Every of these features is going to be a minor patch:

  • Add node video data attributes, such as title and description.
  • Add possibility to specify more than one API key to switch seamlessly.
  • Add possibility to query more than 50 videos on one level.
  • Add youtube-dl integration for downloading subtitles.
  • Add a testing suite.
  • Add export functionality to CSV and SQLlite.
  • Add more information about quota to README

Contributing

If you come across any bugs or have a suggestion, please don't hesitate to file an issue.

Contributions in any form are welcomed. I will accept pull-requests if they extent yt-scraper's functionality.

To set up the development environment, please install Poetry and run poetry install inside the project.

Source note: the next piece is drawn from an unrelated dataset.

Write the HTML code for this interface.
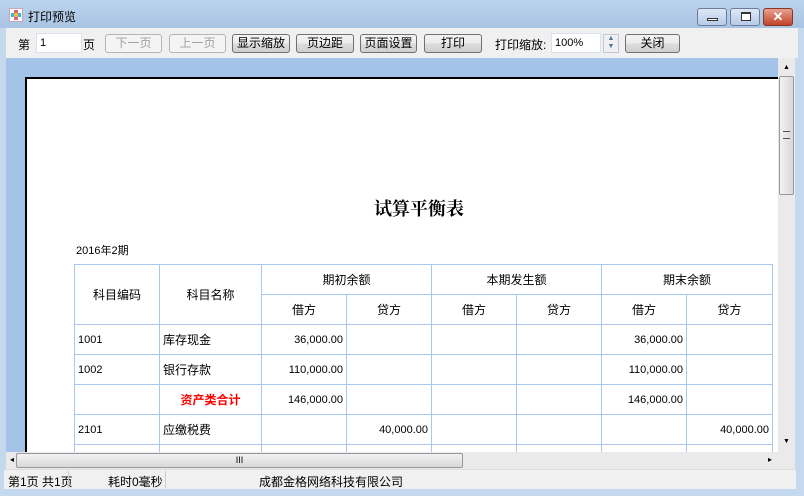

A test suite will be added soon.

In general, the contribution process is somewhat like this:

  1. Fork it ($ git clone https://github.com/rattletat/yt-scraper)
  2. Create your feature branch ($ git checkout -b feature/fooBar)
  3. Commit your changes ($ git commit -am 'Add some fooBar')
  4. Push to the branch ($ git push origin feature/fooBar)
  5. Create a new Pull Request

Author

Michael Brauweiler

License

This plugin is free and unemcumbered software released into the public domain.

For more information, see the included UNLICENSE file.